2015年11月20日金曜日

清水研雑誌会11/20

13C代謝フラックス解析は細胞内の代謝流束を決定できる強力な解析手法です。清水研のコア技術の1つで細胞内代謝を理解し、利用するための有用な知見をもたらしてくれます。これまでの13C代謝フラックス解析は、細胞内の定常状態を仮定するため、解析できる対象が変化しない、イメージで言うとずっと同じエンジン回転数、速度でクルーズしている自動車のような状態である必要がありました。定常状態でしか測れないため、定常状態の現象しか調べることができません。そこでか定常状態以外の代謝フラックスを測定する、上り坂にさしかかり、エンジン回転数や速度が変化するような動的な状態を測定する技術が求められています。

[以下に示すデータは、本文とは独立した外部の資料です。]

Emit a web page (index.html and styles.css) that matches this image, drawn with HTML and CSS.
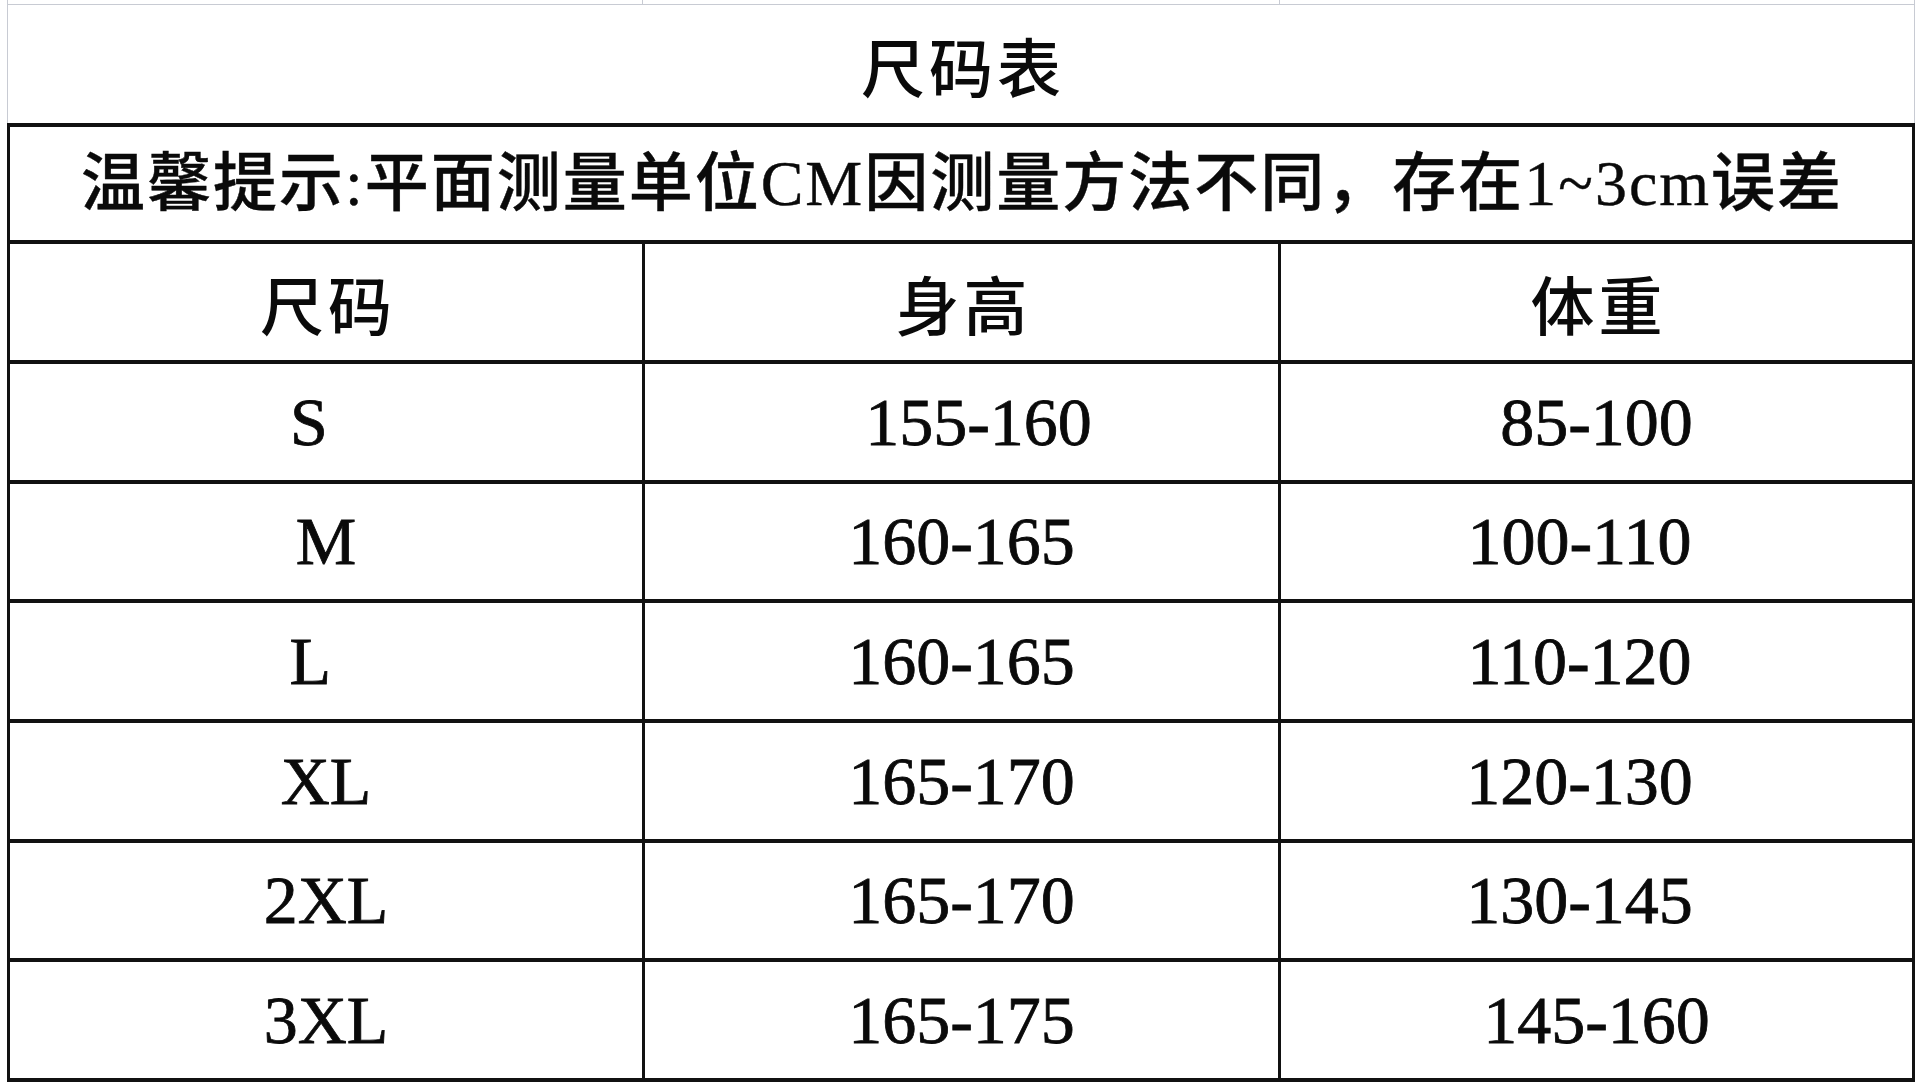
FILE: index.html
```html
<!DOCTYPE html>
<html lang="zh-CN">
<head>
<meta charset="utf-8">
<title>尺码表</title>
<link rel="stylesheet" href="styles.css">
</head>
<body>
<div class="sheet">
  <div class="gridline"><span></span><span></span><span></span></div>
  <div class="title">尺码表</div>
  <div class="chart">
    <div class="cell notice">温馨提示:平面测量单位CM因测量方法不同，存在1~3cm误差</div>

    <div class="cell head">尺码</div>
    <div class="cell head">身高</div>
    <div class="cell head">体重</div>

    <div class="cell num">S  </div>
    <div class="cell num">  155-160</div>
    <div class="cell num">85-100</div>

    <div class="cell num">M</div>
    <div class="cell num">160-165</div>
    <div class="cell num">100-110  </div>

    <div class="cell num">L  </div>
    <div class="cell num">160-165</div>
    <div class="cell num">110-120  </div>

    <div class="cell num">XL</div>
    <div class="cell num">165-170</div>
    <div class="cell num">120-130  </div>

    <div class="cell num">2XL</div>
    <div class="cell num">165-170</div>
    <div class="cell num">130-145  </div>

    <div class="cell num">3XL</div>
    <div class="cell num">165-175</div>
    <div class="cell num">145-160</div>
  </div>
</div>
</body>
</html>
```
FILE: styles.css
```css
html, body {
  margin: 0;
  padding: 0;
  background: #ffffff;
}

body {
  color: #0a0a0a;
  font-family: "Liberation Serif", "Noto Sans CJK SC", serif;
}

.sheet {
  margin-left: 7px;
  width: 1908px;
}

.gridline {
  display: grid;
  grid-template-columns: 636px 637px 635px;
  height: 4px;
  border-bottom: 1px solid #c8cbd3;
}

.gridline span {
  border-right: 1px solid #c8cbd3;
}

.gridline span:first-child {
  border-left: 1px solid #c8cbd3;
}

.title {
  box-sizing: border-box;
  height: 118px;
  border-left: 1px solid #c8cbd3;
  border-right: 1px solid #c8cbd3;
  display: flex;
  align-items: center;
  justify-content: center;
  font-family: "Noto Sans CJK SC", sans-serif;
  font-weight: 500;
  font-size: 64px;
  letter-spacing: 4px;
  padding-left: 4px;
  line-height: 1;
}

.chart {
  display: grid;
  grid-template-columns: 635px 636px 634px;
  grid-template-rows: 117px 120px repeat(6, 119.67px);
  border-left: 3px solid #111111;
  border-top: 4px solid #111111;
}

.cell {
  box-sizing: border-box;
  border-right: 3px solid #111111;
  border-bottom: 4px solid #111111;
  display: flex;
  align-items: center;
  justify-content: center;
  line-height: 1;
}

.notice {
  grid-column: 1 / -1;
  font-family: "Liberation Serif", "Noto Sans CJK SC", serif;
  font-weight: 500;
  font-size: 64px;
  letter-spacing: 2px;
  padding-left: 2px;
  -webkit-text-stroke: 0.4px #0a0a0a;
}

.head {
  font-family: "Noto Sans CJK SC", sans-serif;
  font-weight: 500;
  font-size: 64px;
  letter-spacing: 4px;
  padding-left: 4px;
}

.num {
  font-family: "Liberation Serif", serif;
  font-size: 68px;
  white-space: pre;
  -webkit-text-stroke: 0.8px #0a0a0a;
}
```
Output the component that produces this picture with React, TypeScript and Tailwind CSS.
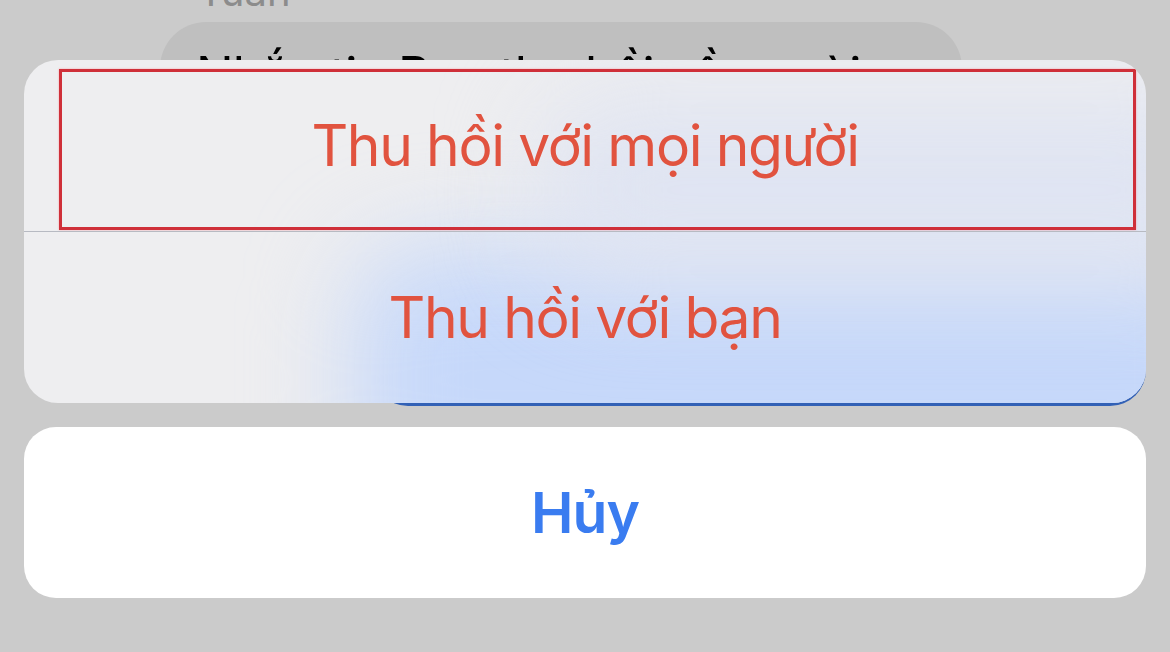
import React from "react";

const font = { fontFamily: 'Inter, "Noto Sans", "Liberation Sans", sans-serif' };

function ChatBackdrop() {
  return (
    <div className="flex flex-col">
      {/* Date label, scrolled mostly out of view */}
      <p className="-mt-[32px] ml-[198px] text-[40px] leading-[48px] text-[#8c8c8c]">
        Tuần
      </p>

      {/* Received message bubble */}
      <div className="ml-[160px] mt-[6px] h-[300px] w-[802px] overflow-hidden rounded-[46px] bg-[#bfbfbf] px-[36px] pt-[21px]">
        <p className="whitespace-nowrap text-[50px] leading-[64px] tracking-[-1px] text-black">
          Nhắn tin Ben thu hồi về người
        </p>
      </div>

      {/* Sent message bubble peeking out under the sheet */}
      <div className="-mt-[86px] ml-[372px] h-[170px] w-[774px] rounded-[36px] bg-[#3261b6]" />
    </div>
  );
}

function ActionSheet() {
  return (
    <div className="absolute inset-0 flex flex-col gap-[24px] px-[24px] pt-[60px]">
      <div className="relative flex h-[343px] flex-col overflow-hidden rounded-[34px] bg-[#eeeef0]">
        {/* Blurred tint of the blue bubble behind the sheet */}
        <div className="absolute left-[330px] top-[190px] h-[260px] w-[900px] rounded-[60px] bg-[#c6d8fa] blur-[50px]" />
        <div className="absolute left-[520px] top-[40px] h-[180px] w-[700px] rounded-[60px] bg-[#dfe4f2] blur-[50px]" />

        <button className="relative flex h-[171px] items-center justify-center text-[57px] tracking-[-1.4px] text-[#e1533f]">
          Thu hồi với mọi người
          <span className="absolute left-[35px] top-[9px] h-[161px] w-[1077px] border-[3px] border-[#cf2f39] shadow-[0_0_2px_#f5a5aa]" />
        </button>
        <div className="relative h-px bg-[#b7bac2]" />
        <button className="relative flex h-[171px] items-center justify-center text-[57px] tracking-[-1.4px] text-[#e1533f]">
          Thu hồi với bạn
        </button>
      </div>

      <button className="flex h-[171px] items-center justify-center rounded-[32px] bg-white text-[57px] font-semibold tracking-[-1px] text-[#3a7cf0]">
        Hủy
      </button>
    </div>
  );
}

export default function App() {
  return (
    <div
      className="relative h-[652px] w-[1170px] overflow-hidden bg-[#cbcbcb]"
      style={font}
    >
      <ChatBackdrop />
      <ActionSheet />
    </div>
  );
}
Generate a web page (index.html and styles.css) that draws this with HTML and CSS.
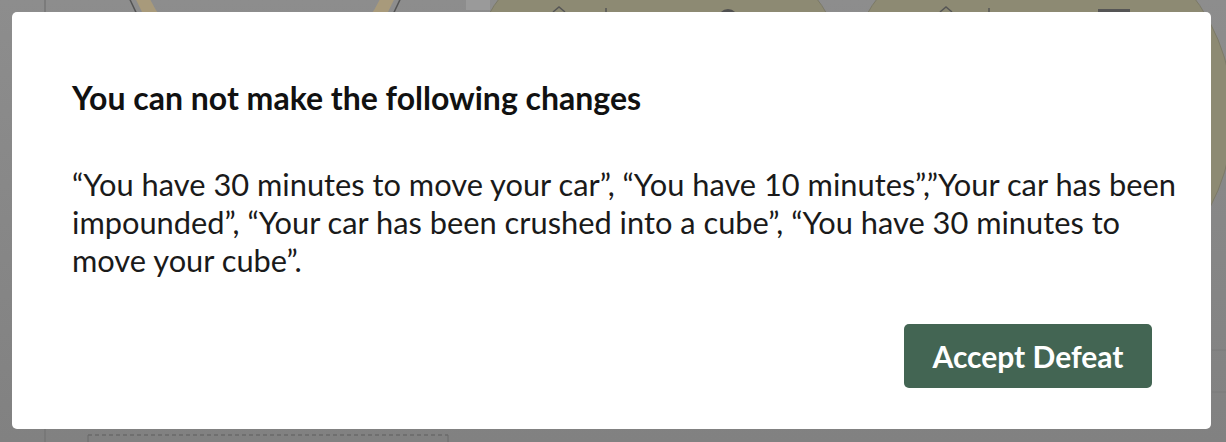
FILE: index.html
```html
<!DOCTYPE html>
<html lang="en">
<head>
<meta charset="utf-8">
<title>Changes not allowed</title>
<link rel="stylesheet" href="styles.css">
</head>
<body>
<div class="page">
  <svg class="page-art" width="1226" height="442" viewBox="0 0 1226 442" aria-hidden="true">
    <line x1="45" y1="0" x2="45" y2="442" stroke="#767676" stroke-width="1.5"/>
    <circle cx="265" cy="-56" r="146" fill="none" stroke="#545454" stroke-width="1.5"/>
    <circle cx="265" cy="-56" r="134" fill="none" stroke="#a89a7b" stroke-width="13"/>
    <rect x="466" y="0" width="24" height="10" fill="#9a9a9a"/>
    <circle cx="658" cy="115" r="197" fill="#8d8a73" stroke="#7c7a68" stroke-width="1"/>
    <circle cx="1036" cy="115" r="197" fill="#8d8a73" stroke="#7c7a68" stroke-width="1"/>
    <path d="M553 12 L559 7 L565 12" fill="none" stroke="#555" stroke-width="1.5"/>
    <line x1="606" y1="8" x2="606" y2="12" stroke="#555" stroke-width="1.5"/>
    <circle cx="728" cy="19" r="10" fill="#505050"/>
    <path d="M940 12 L946 7 L952 12" fill="none" stroke="#555" stroke-width="1.5"/>
    <line x1="989" y1="8" x2="989" y2="12" stroke="#555" stroke-width="1.5"/>
    <rect x="1098" y="9" width="32" height="6" fill="#555"/>
    <line x1="1212" y1="350" x2="1226" y2="350" stroke="#7a7a7a"/>
    <line x1="1212" y1="392" x2="1226" y2="392" stroke="#7a7a7a"/>
    <line x1="88" y1="435" x2="448" y2="435" stroke="#6a6a6a" stroke-width="1.5" stroke-dasharray="4 3"/>
    <line x1="88" y1="435" x2="88" y2="442" stroke="#6a6a6a"/>
    <line x1="448" y1="435" x2="448" y2="442" stroke="#6a6a6a"/>
  </svg>
</div>
<div class="modal" role="dialog" aria-labelledby="modal-title">
  <h2 id="modal-title" class="modal-title">You can not make the following changes</h2>
  <p class="modal-body">“You have 30 minutes to move your car”, “You have 10 minutes”,”Your car has been impounded”, “Your car has been crushed into a cube”, “You have 30 minutes to move your cube”.</p>
  <div class="modal-footer">
    <button class="btn-primary" type="button">Accept Defeat</button>
  </div>
</div>
</body>
</html>
```

FILE: styles.css
```css
html, body {
  margin: 0;
  padding: 0;
  width: 1226px;
  height: 442px;
  overflow: hidden;
}

body {
  font-family: Lato, "Noto Sans", sans-serif;
  background: #858585;
}

.page {
  width: 1226px;
  height: 442px;
  background: linear-gradient(180deg, #8d8d8d 0%, #818181 100%);
}

.page-art {
  display: block;
}

.modal {
  position: fixed;
  left: 12px;
  top: 12px;
  width: 1199px;
  height: 417px;
  box-sizing: border-box;
  background: #ffffff;
  border-radius: 5px;
  padding: 70px 59px 41px 60px;
  display: flex;
  flex-direction: column;
}

.modal-title {
  margin: 0;
  font-size: 32px;
  line-height: 32px;
  font-weight: 700;
  color: #111111;
}

.modal-body {
  margin: 52px -32px 0 0;
  font-size: 30.8px;
  line-height: 38px;
  font-weight: 400;
  color: #1a1a1a;
}

.modal-footer {
  margin-top: auto;
  display: flex;
  justify-content: flex-end;
}

.btn-primary {
  width: 248px;
  height: 64px;
  border: none;
  border-radius: 5px;
  background: #436553;
  color: #ffffff;
  font-family: Lato, "Noto Sans", sans-serif;
  font-size: 30px;
  font-weight: 700;
  padding: 0;
  cursor: pointer;
}
```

今日の雑誌会で前田君(M1)が紹介してくれたMartinez et al.Dynamic metabolic flux analysis using B-splines to study the effects of temperature shift on CHO cell metabolism. Metabolic Engineering Communications. 2,46-57はそんな試みの一つです。細胞内外の物質収支の経時データをBスプラインカーブで近似して、細胞内の代謝物蓄積量の経時変化がゼロになるように、細胞内部のフラックス分布をバランスをとりながら解いていきます。本法はいわゆるDeterminedなシステムしか解析できませんが、これと13C標識を組み合わせたらUnderminedなシステムの解析もできるようになるかもしれませんね。